Back to soccer, Little Sister had the bunny in tow when we went to Big Sister’s evaluation. Maybe you can see what’s coming, so here’s what happened. Big Sister shocked everyone, especially me, and did AMAZING! I’m not one of those parents, I swear. I’m married to a coach for Heaven’s sake and we know about those parents. But after the running drill, the guy who timed her came over and said, “Is she your daughter? She was really fast!” I about fainted. Those are words that have never been spoken about Big Sister before. I have sat in the car too many times to count, waiting for her to get her coat and shoes on, to ever think about her being “fast”. Anyway, she did great and then came that dreaded last drill, dribbling around the cones. She is a thinker and she took her time. She navigated the cones perfectly and came running off…all smiles.

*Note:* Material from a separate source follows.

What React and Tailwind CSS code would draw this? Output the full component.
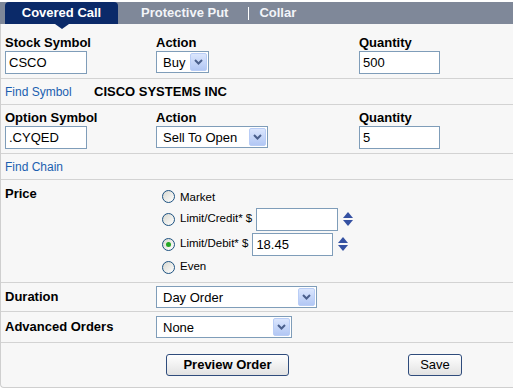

“Mama!” she said, “That man said I ran really fast!” “I know!” I said, hugging her and smiling ear to ear. As we walked away, I noticed Little Sister lagged behind. She had her arms crossed and that bunny tucked firmly under her armpit. It was quite the dilemma, encouraging Big Sister quietly so that Little Sister wouldn’t get madder. Okay, I’m running out of steam so let me just say…Little Sister squeezed that bunny ALL THE WAY HOME in an effort to make Big Sister cry. And of course she herself cried at the top of her lungs. I was torn between laughing and crying. I tried my best and said, “Honey, she’s two years older than you.” To which she replied, “But I don’t want her to be older than me.” Hmmmm. Should be an interesting Spring.